Of course you know by now that Jefferson, the linchpin of the former Bobcats team, suffered an injury to the plantar fascia area of his foot. This is a player whose game, the very foundation of what he does and does well, is built on his ability to shift his weight from foot to foot and deftly find a way of avoiding a defender to score.

His excellent footwork was handicapped nearly from the onset of the series and he still outscored Dwyane Wade – supposedly healthy and primed for the long title run – and Chris Bosh.

Again, the über-fan will argue that Wade’s and Bosh’s low-scoring output is a result of a deeper Miami roster that gets its points from a wider array of players. The bulk of the scoring load falls, reasonably, on the NBA’s best player (LeBron James) and everyone else is forced to do what one can to ensure a victory.

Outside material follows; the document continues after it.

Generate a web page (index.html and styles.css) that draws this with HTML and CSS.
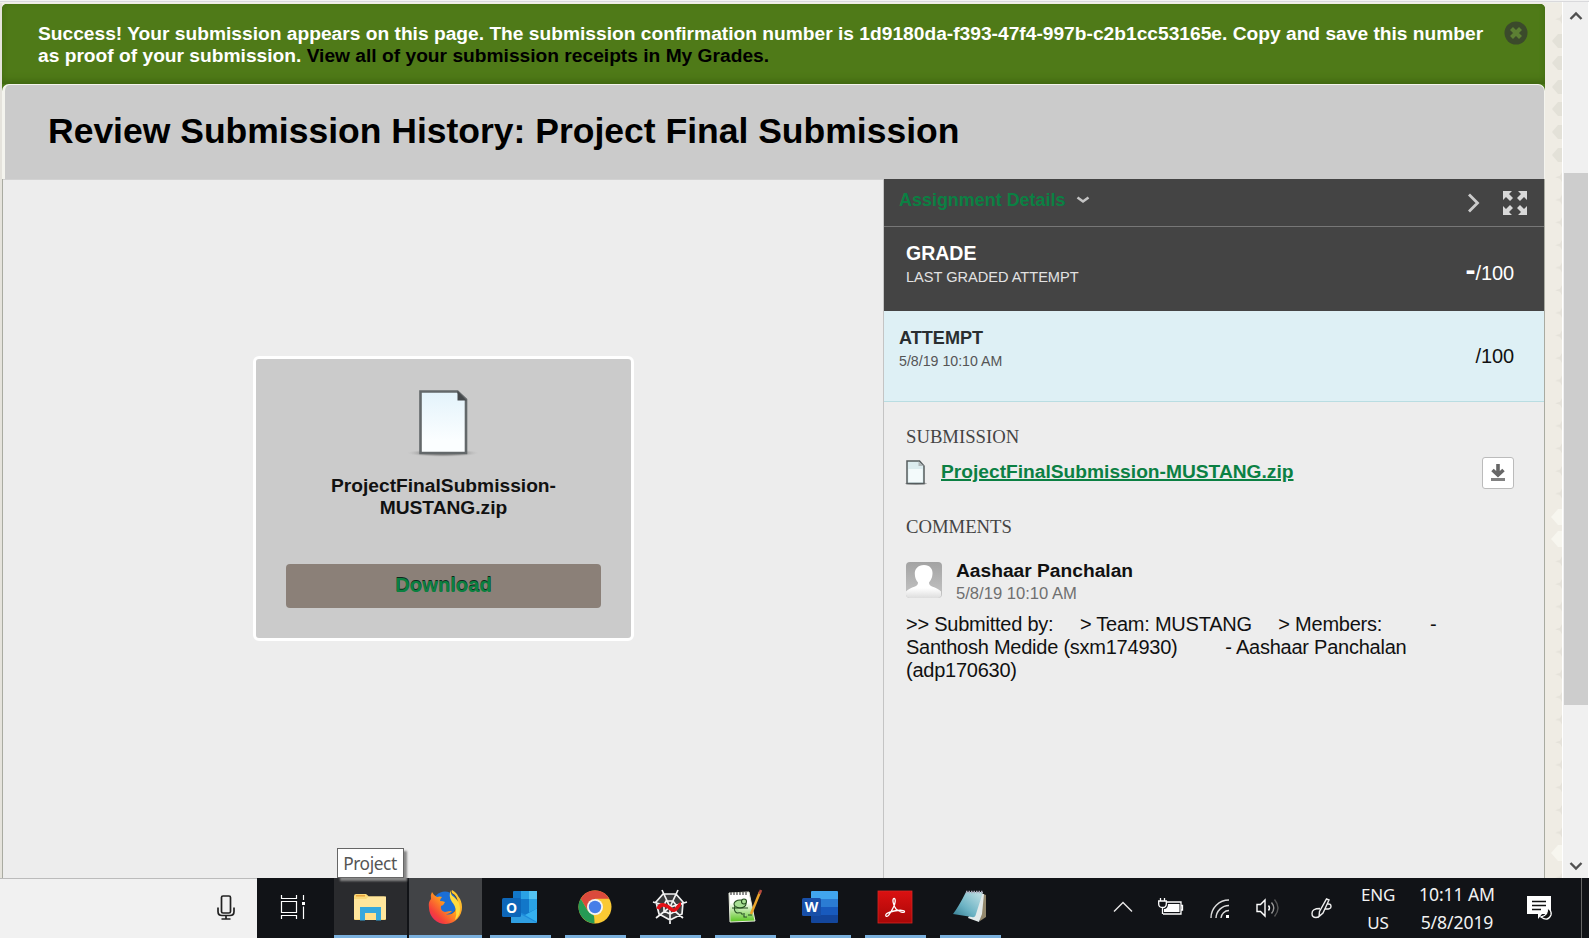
FILE: index.html
```html
<!DOCTYPE html>
<html lang="en">
<head>
<meta charset="utf-8">
<title>Review Submission History</title>
<link rel="stylesheet" href="styles.css">
</head>
<body>
<div class="viewport">
  <div class="edge"></div>
  <main class="page">
    <div class="banner">
      <p class="banner-text">Success! Your submission appears on this page. The submission confirmation number is 1d9180da-f393-47f4-997b-c2b1cc53165e. Copy and save this number<br>as proof of your submission. <a class="banner-link">View all of your submission receipts in My Grades.</a></p>
      <svg class="banner-close" width="24" height="24" viewBox="0 0 24 24"><circle cx="12" cy="12" r="11.5" fill="#3b4a2b"/><path d="M7.500 7.500l9 9M16.500 7.500l-9 9" stroke="#5c8033" stroke-width="4.200"/></svg>
    </div>
    <header class="title-bar"><h1 class="title">Review Submission History: Project Final Submission</h1></header>
    <div class="content">
      <section class="preview">
        <div class="card">
          <svg class="card-icon" width="70" height="72" viewBox="0 0 70 72">
            <defs>
              <linearGradient id="sheet" x1="0" y1="0" x2="0" y2="1"><stop offset="0" stop-color="#e3f3fb"/><stop offset=".8" stop-color="#fbfeff"/></linearGradient>
              <radialGradient id="shade"><stop offset="0" stop-color="#555"/><stop offset=".6" stop-color="#888" stop-opacity=".7"/><stop offset="1" stop-color="#bbb" stop-opacity="0"/></radialGradient>
            </defs>
            <ellipse cx="34" cy="65" rx="36" ry="4" fill="url(#shade)"/>
            <path d="M11.500 3.500h37l8.500 8v53.500h-45.500z" fill="url(#sheet)" stroke="#63686a" stroke-width="2.600"/>
            <path d="M48.500 3v9.500h9z" fill="#45494b"/>
          </svg>
          <div class="card-name">ProjectFinalSubmission-<br>MUSTANG.zip</div>
          <a class="card-button">Download</a>
        </div>
      </section>
      <aside class="sidebar">
        <div class="details-head">
          <span class="details-label">Assignment Details</span>
          <svg class="details-caret" width="14" height="8" viewBox="0 0 14 8"><path d="M1.500 1.500L7 5.500l5.500-4" fill="none" stroke="#c4c4c4" stroke-width="2.600"/></svg>
          <svg class="details-next" width="13" height="20" viewBox="0 0 13 20"><path d="M2 1.500l8.500 8.500L2 18.500" fill="none" stroke="#ccc" stroke-width="2.800"/></svg>
          <svg class="details-expand" width="24" height="24" viewBox="0 0 24 24" fill="#d8d8d8"><path d="M0 0h9L6 3l4 4-3 3-4-4-3 3zM24 0v9l-3-3-4 4-3-3 4-4-3-3zM0 24v-9l3 3 4-4 3 3-4 4 3 3zM24 24h-9l3-3-4-4 3-3 4 4 3-3z"/></svg>
        </div>
        <div class="grade">
          <div class="grade-info"><div class="grade-label">GRADE</div><div class="grade-sub">LAST GRADED ATTEMPT</div></div>
          <div class="score"><b class="score-dash">-</b>/100</div>
        </div>
        <div class="attempt">
          <div class="attempt-info"><div class="attempt-label">ATTEMPT</div><div class="attempt-date">5/8/19 10:10 AM</div></div>
          <div class="score">/100</div>
        </div>
        <div class="details">
          <h2 class="section-title">SUBMISSION</h2>
          <div class="file">
            <svg class="file-icon" width="22" height="25" viewBox="0 0 22 25"><ellipse cx="10" cy="23.500" rx="11" ry="1.500" fill="#aaa"/><path d="M1 1h12.500l4.500 5v17.500H1z" fill="#dcecef" stroke="#555c5e" stroke-width="1.500"/><path d="M2.500 9h14v13h-14z" fill="#f3fafb"/><path d="M12.500 1.500V6H18z" fill="#aeb6b8"/></svg>
            <a class="file-link">ProjectFinalSubmission-MUSTANG.zip</a>
            <span class="file-download"><svg width="14" height="18" viewBox="0 0 14 18"><path d="M7 0v10M1.500 6L7 11l5.500-5" fill="none" stroke="#666" stroke-width="3.600"/><path d="M0 14h14v3H0z" fill="#808080"/></svg></span>
          </div>
          <h2 class="section-title">COMMENTS</h2>
          <div class="author">
            <svg class="avatar" width="36" height="36" viewBox="0 0 36 36"><defs><linearGradient id="av" x1="0" y1="0" x2="0" y2="1"><stop offset="0" stop-color="#a3a3a3"/><stop offset="1" stop-color="#c5c5c5"/></linearGradient><linearGradient id="person" x1="0" y1="0" x2="0" y2="1"><stop offset=".7" stop-color="#fff"/><stop offset="1" stop-color="#ddd"/></linearGradient></defs><rect width="36" height="36" rx="4" fill="url(#av)"/><path d="M18 3c6 0 9 4 8.500 9-.3 4-1.500 6-3.500 8.500 0 2 1 3 3 4 4 1.500 7 2.500 9 5V34q-1 2-3 2H4q-3 0-4-3v-3.500c2-2.500 5-3.500 9-5 2-1 3-2 3-4C10 18 9 16 8.800 12 8.500 7 12 3 18 3z" fill="url(#person)"/></svg>
            <div><div class="author-name">Aashaar Panchalan</div><div class="author-date">5/8/19 10:10 AM</div></div>
          </div>
          <p class="comment">&gt;&gt; Submitted by:&nbsp;&nbsp;&nbsp;&nbsp; &gt; Team: MUSTANG&nbsp;&nbsp;&nbsp;&nbsp; &gt; Members:&nbsp;&nbsp;&nbsp;&nbsp;&nbsp;&nbsp;&nbsp;&nbsp; -<br>Santhosh Medide (sxm174930)&nbsp;&nbsp;&nbsp;&nbsp;&nbsp;&nbsp;&nbsp;&nbsp; - Aashaar Panchalan<br>(adp170630)</p>
        </div>
      </aside>
    </div>
  </main>
  <div class="backdrop">
    <svg width="17" height="875" viewBox="0 0 17 875">
      <defs><pattern id="stars" width="17" height="22.600" patternUnits="userSpaceOnUse" patternTransform="translate(0 5)"><path d="M17 6l-2 3.500-5 1.500 5 1.500 2 3.500z" fill="#e5e2da"/></pattern></defs>
      <rect width="17" height="875" fill="url(#stars)"/>
      <path d="M17 31l-4 0-6 7 6 7h4zM17 53h-4l-6 7 6 7h4zM17 77h-4l-6 7 6 7h4zM17 99h-4l-6 7 6 7h4zM17 122h-4l-6 7 6 7h4zM17 145h-4l-6 7 6 7h4z" fill="#e3e1d8"/>
      <path d="M17 506h-4l-7 8 7 8h4zM17 528h-4l-7 8 7 8h4zM17 842h-4l-7 8 7 8h4z" fill="#f7f6ef"/>
    </svg>
  </div>
  <div class="scrollbar">
    <svg class="scroll-up" width="14" height="10" viewBox="0 0 14 10"><path d="M1.500 8L7 2.500 12.500 8" fill="none" stroke="#505050" stroke-width="2.400"/></svg>
    <div class="scroll-thumb"></div>
    <svg class="scroll-down" width="14" height="10" viewBox="0 0 14 10"><path d="M1.500 2L7 7.500 12.500 2" fill="none" stroke="#505050" stroke-width="2.400"/></svg>
  </div>
  <div class="tooltip">Project</div>
</div>
<footer class="taskbar">
  <div class="search"><svg width="18" height="26" viewBox="0 0 18 26" fill="none" stroke="#222" stroke-width="1.700"><rect x="4.500" y="1" width="9" height="17" rx="1.500"/><path d="M1 12.500v4q0 4 4 4h8q4 0 4-4v-4M9 20.500v3.500M4.500 24h9"/></svg></div>
  <div class="taskview"><svg width="26" height="24" viewBox="0 0 26 24" fill="none" stroke="#fff" stroke-width="1.200"><path d="M1.500 0v3.500h15V0M1.500 24v-3.500h15V24M1.500 6.500h15v11h-15zM23.500 0v5M23.500 11.500V24"/><path d="M22 7h3v3h-3z" fill="#fff" stroke="none"/></svg></div>
  <div class="app app-hover"><svg width="34" height="28" viewBox="0 0 34 28"><path d="M1 3q0-2 2-2h10l3 2.500h15q2 0 2 2V26q0 1-1 1H2q-1 0-1-1z" fill="#fbd978"/><path d="M1 6h12l3-2.500h17V26H1z" fill="#ffe69c"/><path d="M3 2h9v1.500H3z" fill="#e8a33d"/><path d="M7 14h21v13.500h-5V20H12v7.500H7z" fill="#35a8dc"/><path d="M12 20h11v7H12z" fill="#ffe08a"/></svg></div>
  <div class="app app-active"><svg width="36" height="36" viewBox="0 0 36 36"><defs><linearGradient id="fox" x1="1" y1="0" x2="0" y2="1"><stop offset="0" stop-color="#ffe23b"/><stop offset=".45" stop-color="#ff9a1f"/><stop offset=".75" stop-color="#f6413a"/><stop offset="1" stop-color="#e3187a"/></linearGradient></defs><circle cx="18" cy="14.500" r="12" fill="#1b6fd6"/><path d="M5 3q2 4 5 5 3-1 5 0-2 2-2 4 3 0 5 1-1 3-4 4-1 5 4 6 4-1 7-1-3 4-7 3 6 2 10-3 3-5-1-11 3 2 4 4 0-8-6-11-1-2 0-3 5 3 6 6 4 5 4 11a16 16 0 0 1-33 1Q1 13 4 10 3 6 5 3z" fill="url(#fox)"/><path d="M24 1q-1 5 3 7 6 5 6 12 0 7-5 11 2-5 1-9-1-6-4-9-4-6-1-12z" fill="#ffdc3e"/></svg></div>
  <div class="app"><svg width="36" height="34" viewBox="0 0 36 34"><path d="M11 2q0-1 1-1h22q1 0 1 1v16H11z" fill="#1277c9"/><path d="M19 1h8v8h-8zM27 9h8v9h-8z" fill="#2aa2e4"/><path d="M27 1h8v8h-8z" fill="#53c4f3"/><path d="M9 17h26v15q0 1-1 1H10q-1 0-1-1z" fill="#1c8bdb"/><path d="M11 14h24v5l-11 6-13-6z" fill="#1277c9"/><path d="M27 14h8v4.500l-8 4z" fill="#2aa2e4"/><path d="M9 19l26 14H10q-1 0-1-1z" fill="#2f9fe2"/><path d="M35 18.500L23 25l12 7z" fill="#35b0ee"/><rect y="8" width="19" height="19" rx="1.500" fill="#0d66b8"/><text x="9.500" y="22.500" class="app-letter">O</text></svg></div>
  <div class="app"><svg width="34" height="34" viewBox="0 0 34 34"><circle cx="17" cy="17" r="16.500" fill="#fac933"/><path d="M2.700 8.700A16.500 16.500 0 0 1 31.300 8.700H17L10 21z" fill="#db4a3c"/><path d="M2.700 8.700L9.900 21 17 25l-.5 8.500A16.500 16.500 0 0 1 2.700 8.700z" fill="#269a55"/><path d="M17 33.500l7-12.500-7 2-4-1 3 4z" fill="#fac933"/><circle cx="17" cy="17" r="8" fill="#f4f4f4"/><circle cx="17" cy="17" r="6.200" fill="#477ee8"/></svg></div>
  <div class="app"><svg width="36" height="36" viewBox="0 0 36 36"><path d="M11 5h13l7 8-1 12-12 6-11-6-3-12z" fill="#393a3c"/><g fill="none" stroke="#f2f2f2" stroke-width="1.700"><path d="M11 5h13l7 8-1 12-12 6-11-6-3-12zM14 12h7l3 4v6l-6 3-6-3v-6zM10 1l8 17L26 1M1 13l17 5 17-5M4 29l14-11 13 11M18 18v17"/></g><path d="M6 20q2-5 6-4t7 4 6-1 4-4" fill="none" stroke="#e30f16" stroke-width="3.600"/></svg></div>
  <div class="app"><svg width="36" height="36" viewBox="0 0 36 36"><defs><linearGradient id="pad" x1="0" y1="0" x2="0" y2="1"><stop offset=".35" stop-color="#fff"/><stop offset="1" stop-color="#58c51d"/></linearGradient></defs><path d="M2 4l20-1 6 29-25 1z" fill="url(#pad)" stroke="#e6eadc"/><path d="M4 3v3M7 3v3M10 3v3M13 3v3M16 3v3M19 3v3" stroke="#555" stroke-width="1.300"/><g fill="#a7df94" stroke="#234d1e" stroke-width="1.100"><ellipse cx="13" cy="15" rx="6" ry="4"/><circle cx="17" cy="12.500" r="2.500"/><path d="M8 17q-2 5 2 7 6-1 5 2M5 19h16M17 24v4h3M21 26h4"/></g><path d="M33 3L24 25" stroke="#eba52b" stroke-width="2.500"/><path d="M34 1l-1.500 4" stroke="#b64a3f" stroke-width="2.500"/></svg></div>
  <div class="app"><svg width="36" height="34" viewBox="0 0 36 34"><path d="M9 2q0-1 1-1h25q1 0 1 1v7H9z" fill="#41a5ee"/><path d="M9 9h27v8H9z" fill="#2b7cd3"/><path d="M9 17h27v8H9z" fill="#185abd"/><path d="M9 25h27v7q0 1-1 1H10q-1 0-1-1z" fill="#13469c"/><rect y="8" width="19" height="18" rx="1.500" fill="#184fa8"/><text x="9.500" y="22" class="app-letter">W</text></svg></div>
  <div class="app"><svg width="34" height="34" viewBox="0 0 34 34"><defs><linearGradient id="pdf" x1="0" y1="0" x2="0" y2="1"><stop offset="0" stop-color="#db1111"/><stop offset="1" stop-color="#a80707"/></linearGradient></defs><rect y="1" width="34" height="32" fill="url(#pdf)" stroke="#d82522" stroke-width=".8"/><path d="M8 26c-1.500-2 3-4 8-5 6-1.200 11-1 10.500.8S20 21 18 19c-3-4-4-10.500-2-10.500s1.500 5-1 9.500c-3 6-5.500 9.500-7 8z" fill="none" stroke="#fff" stroke-width="1.300"/></svg></div>
  <div class="app"><svg width="36" height="34" viewBox="0 0 36 34"><defs><linearGradient id="note" x1="1" y1="0" x2="0" y2="1"><stop offset="0" stop-color="#c8e4e8"/><stop offset=".6" stop-color="#6cb3c4"/><stop offset="1" stop-color="#327a90"/></linearGradient></defs><path d="M29 3l5 2v22l-6 4z" fill="#93886d"/><path d="M27 4h5l-2 20-3 8-11-4z" fill="#e3eaea"/><path d="M14 2h17l-7 22q-1 4-4 3L1 24q6-8 13-22z" fill="url(#note)"/><path d="M14 2h17" stroke="#aab" stroke-width="2.500" stroke-dasharray="1.500 1"/></svg></div>
  <div class="tray">
    <svg class="tray-more" width="20" height="12" viewBox="0 0 20 12"><path d="M1 10.500L10 1.500l9 9" fill="none" stroke="#e8e8e8" stroke-width="1.400"/></svg>
    <svg class="tray-battery" width="26" height="18" viewBox="0 0 26 18" fill="none" stroke="#fff" stroke-width="1.300"><path d="M8.500 4H23v12H5M23 7.500h1.500v4.500H23"/><path d="M10 6h11.500v8H6v-3q4 0 4-5z" fill="#fff" stroke="none"/><path d="M2.500 0v3M6.500 0v3M.7 3h7.600v3q0 3.500-3.800 3.500T.7 6zM4.500 9.500V16"/></svg>
    <svg class="tray-wifi" width="20" height="20" viewBox="0 0 20 20" fill="none" stroke="#ddd" stroke-width="1.400"><path d="M1 19A18 18 0 0 1 19 1M6 19A13 13 0 0 1 19 6.500M11 19a8 8 0 0 1 8-7.500" /><path d="M16 16h3v3h-3z" fill="#fff" stroke="none"/></svg>
    <svg class="tray-sound" width="24" height="20" viewBox="0 0 24 20" fill="none" stroke="#fff" stroke-width="1.400"><path d="M1 6.500h3.500L9 2v16l-4.500-4.500H1zM12.500 7.500q2 2.500 0 5"/><path d="M15.500 4.500q4.500 5.500 0 11" stroke="#999"/><path d="M18.500 1.500q7 8.500 0 17" stroke="#555"/></svg>
    <svg class="tray-pen" width="21" height="21" viewBox="0 0 21 21" fill="none" stroke="#eee" stroke-width="1.400"><path d="M15.500 1l2.500 1-6 13-4 3.500.5-5zM9 10.500q-8 0-8 5 0 4 4 4 3 0 4-3M16.500 6q3.500-.5 3.500 2.500T14 11"/></svg>
    <div class="tray-text tray-lang">ENG<br>US</div>
    <div class="tray-text tray-clock">10:11 AM<br>5/8/2019</div>
    <svg class="tray-notes" width="26" height="26" viewBox="0 0 26 26"><path d="M0 1h24v18h-9l-4 5v-5H0z" fill="#fff"/><path d="M5 6.500h14M5 10.500h14M5 14.500h9" stroke="#111" stroke-width="1.300"/><path d="M20 13q2 7-6 9 7 5 10-2 1-5-4-7z" fill="#111" stroke="#fff" stroke-width="1.300"/></svg>
    <div class="show-desktop"></div>
  </div>
</footer>
</body>
</html>
```
FILE: styles.css
```css
* { box-sizing: border-box; }
body {
  margin: 0;
  width: 1589px;
  height: 938px;
  overflow: hidden;
  font-family: "Liberation Sans", Arial, sans-serif;
  background: #ededed;
  color: #111;
}
svg { display: block; flex: none; overflow: visible; }
h1, h2, p { margin: 0; font-weight: normal; }

.viewport {
  position: relative;
  display: flex;
  height: 878px;
  padding-top: 3px;
  background: linear-gradient(#f3f3f3 0 1px, #d9d9dc 1px 2px, #efefe9 2px 3px, #efece4 3px);
}
.edge { width: 2px; background: #e5e3dc; }
.page {
  display: flex;
  flex-direction: column;
  width: 1543px;
  margin-top: 1px;
  border-radius: 5px 5px 0 0;
  background: #4c7818;
}
.banner {
  display: flex;
  justify-content: space-between;
  height: 80px;
  padding: 19px 17px 0 36px;
  border-radius: 5px 5px 0 0;
  background: #4f7a18;
  box-shadow: inset 0 -6px 8px -4px #3e6411, inset 0 0 5px #456f14;
}
.banner-text {
  color: #fff;
  font-size: 19.21px;
  font-weight: bold;
  line-height: 22px;
  white-space: nowrap;
}
.banner-link { color: #000; }
.banner-close { margin-top: -2px; }
.title-bar {
  height: 95px;
  padding: 24px 0 0 43px;
  border: 1px solid #f4f4ee;
  border-width: 1px 1px 0 3px;
  border-radius: 7px 7px 0 0;
  background: #cbcbcb;
}
.title {
  color: #000;
  font-size: 35.5px;
  font-weight: bold;
  line-height: 44px;
  white-space: nowrap;
}
.content {
  display: flex;
  flex: 1;
  border: solid #a9aba1;
  border-width: 0 1px;
  background: #ededed;
}
.preview { width: 880px; padding: 177px 0 0 250px; box-shadow: inset 0 1px #d2d2d2; }
.card {
  display: flex;
  flex-direction: column;
  align-items: center;
  width: 381px;
  height: 285px;
  padding: 29px 30px 0;
  border: 3px solid #fff;
  border-radius: 6px;
  background: #cbcbcb;
}
.card-name {
  margin-top: 15px;
  font-size: 19.2px;
  font-weight: bold;
  line-height: 22px;
  text-align: center;
}
.card-button {
  width: 315px;
  height: 44px;
  margin-top: 45px;
  border-radius: 4px;
  background: #8b8078;
  color: #0b8040;
  font-size: 20.2px;
  font-weight: bold;
  line-height: 42px;
  text-align: center;
  text-shadow: 0 -1px 0 #11281c;
}

.sidebar { width: 661px; border-left: 1px solid #c4c4c4; }
.details-head {
  display: flex;
  align-items: flex-start;
  height: 48px;
  padding: 10px 17px 0 15px;
  border-bottom: 1px solid #777;
  background: #444;
}
.details-label { color: #0b8043; font-size: 17.95px; font-weight: bold; line-height: 22px; white-space: nowrap; }
.details-caret { margin: 7px auto 0 11px; }
.details-next { margin: 4px 23px 0 0; }
.details-expand { margin-top: 2px; }
.grade, .attempt { display: flex; justify-content: space-between; }
.grade { height: 84px; padding: 14px 30px 0 22px; background: #444; color: #fff; }
.grade-label { font-size: 19.5px; font-weight: bold; line-height: 24px; }
.grade-sub { margin-top: 2px; color: #e2e2e2; font-size: 14.6px; line-height: 20px; letter-spacing: -.02px; }
.score { padding-top: 18px; font-size: 20px; line-height: 24px; letter-spacing: -.1px; }
.grade .score { padding-top: 19px; }
.score-dash { font-size: 30px; line-height: 20px; }
.attempt { height: 91px; padding: 15px 30px 0 15px; border-bottom: 1px solid #b9dde2; background: #def0f5; }
.attempt-label { color: #292e30; font-size: 18.1px; font-weight: bold; line-height: 24px; }
.attempt-date { margin-top: 1px; color: #555; font-size: 14.2px; line-height: 21px; }
.details { padding: 23px 30px 0 22px; }
.section-title { color: #444; font-family: "Liberation Serif", Georgia, serif; font-size: 18.7px; line-height: 24px; }
.file { display: flex; align-items: flex-start; height: 66px; padding-top: 8px; }
.file-icon { margin-top: 3px; }
.file-link {
  margin: 3px auto 0 13px;
  color: #0b8043;
  font-size: 19.2px;
  font-weight: bold;
  line-height: 24px;
  text-decoration: underline;
  text-decoration-thickness: 2px;
}
.file-download {
  display: flex;
  justify-content: center;
  width: 32px;
  height: 32px;
  padding-top: 6px;
  border: 1px solid #bbb;
  border-radius: 3px;
  background: #fff;
}
.author { display: flex; gap: 14px; padding-top: 20px; }
.avatar { margin-top: 3px; }
.author-name { font-size: 19.2px; font-weight: bold; line-height: 23px; }
.author-date { color: #707070; font-size: 16.6px; line-height: 23px; }
.comment { margin-top: 8px; font-size: 20px; line-height: 23px; letter-spacing: -.24px; white-space: nowrap; }

.backdrop { width: 17px; overflow: hidden; }
.scrollbar {
  display: flex;
  flex-direction: column;
  align-items: center;
  width: 27px;
  margin-top: -1px;
  border: solid #fff;
  border-width: 0 1px;
  background: #f0f0f0;
}
.scroll-up { margin-top: 9px; }
.scroll-thumb { width: 24px; height: 532px; margin-top: 152px; background: #cdcdcd; }
.scroll-down { margin: auto 0 7px; }
.tooltip {
  position: absolute;
  left: 337px;
  top: 848px;
  width: 67px;
  height: 30px;
  padding-right: 1px;
  border: 1px solid #666;
  background: #fff;
  box-shadow: 3px 3px 2px #888;
  color: #555;
  font-family: "Noto Sans", sans-serif;
  font-size: 17.3px;
  line-height: 29px;
  letter-spacing: -.4px;
  text-align: center;
}

.taskbar { display: flex; height: 60px; background: #111317; }
.search {
  display: flex;
  justify-content: flex-end;
  width: 257px;
  padding: 16px 22px 0 0;
  border-top: 1px solid #bbb;
  background: #f1f1f1;
}
.taskview { width: 77px; padding: 17px 0 0 23px; }
.app {
  display: flex;
  align-items: center;
  justify-content: center;
  width: 61px;
  margin: 0 6px 0 8px;
  padding: 1px 2px 0 0;
  border-bottom: 3px solid #7ab0dd;
}
.app-hover { width: 73px; margin: 0 2px 0 0; background: #2a2b2e; }
.app-active { width: 73px; margin: 0; background: #424447; }
.app-letter { fill: #fff; font: bold 14px "Open Sans", sans-serif; text-anchor: middle; }
.tray { display: flex; flex: 1; align-items: flex-start; color: #f2f2f2; }
.tray-more { margin: 23px 0 0 106px; }
.tray-battery { margin: 20px 0 0 25px; }
.tray-wifi { margin: 21px 0 0 26px; }
.tray-sound { margin: 20px 0 0 26px; }
.tray-pen { margin: 20px 0 0 31px; }
.tray-text { font: 17px/27.500px "Noto Sans", sans-serif; text-align: center; white-space: nowrap; }
.tray-lang { width: 60px; margin: 3px 0 0 16px; letter-spacing: -.2px; }
.tray-clock { width: 90px; margin: 3px 0 0 4px; font-size: 17.6px; letter-spacing: -.1px; }
.tray-notes { margin: 17px 0 0 25px; }
.show-desktop { width: 1px; height: 60px; margin: 0 7px 0 auto; background: #666; }
```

But this argument only strengthens my opinion. Jefferson was Charlotte’s focal point; in the words of baseball legend Reggie Jackson, the “straw that stirs the drink.” And his injury was debilitating. If James would (perish the thought) be forced out of a game due to injury – as Jefferson was in the deciding Game 4, the last in Bobcats history – there’s still Wade, Bosh as well as former All-Stars Ray Allen and Rashard Lewis. Remove Jefferson from the equation and a yet-unproven Kemba Walker must lead a team consisting of Gerald Henderson, Michael Kidd-Gilchrist, Josh McRoberts and Chris Douglas-Roberts to unseat the reigning NBA champs.

Heat fans will look at the downfall of the Indiana Pacers (although still statistically, if not spiritually, able to advance in the postseason) and the elimination of the rival Chicago Bulls and see a clearer path to the Eastern Conference, and then NBA, finals. I see a Brooklyn Nets team that has clear advantages over Miami in position matchups, not to mention a regular-season sweep of four games, still in the running. I look at Atlanta, with capable shooters destroying the Pacers’ vaunted defense, and I think of the Heat defending the three-point line in the bottom half of the league. Typical fans see Washington’s inexperience: I see John Wall, Bradley Beal, Nêne and Marcin Gortat slicing, shooting and bruising their way past Miami’s 11th-ranked defense (far worse than Chicago’s, the team they just sent packing) because they have no reason to think they should be doing anything but succeeding.

This isn’t to say that I don’t think Miami’s capable of winning it all. On the contrary, I think the Heat at their peak is by far the best and most dangerous team in the NBA. But they haven’t reached that peak, haven’t been able to maintain it for more than a few minutes at a time in the playoffs, and this was against a team of relatively-unaccomplished players whose leader spent off-days in a protective boot just so he could walk.

But the title-chase has already begun and this Miami team is the one that I, as a “journalist” and as a fan, must tie my hopes to. Will I be like the mythological oracle, Cassandra, whose pleadings and warnings were ignored despite her ability to see the future? Or do I walk the streets, grizzled, wild-eyed and foul-smelling, with the sandwich board around me proclaiming “The End is Near”?

No one knows for sure. Perhaps the message of this year’s version of the playoffs, so impossible to predict and thrilling in its uncertainty, is to simply enjoy the ride for as long as it lasts.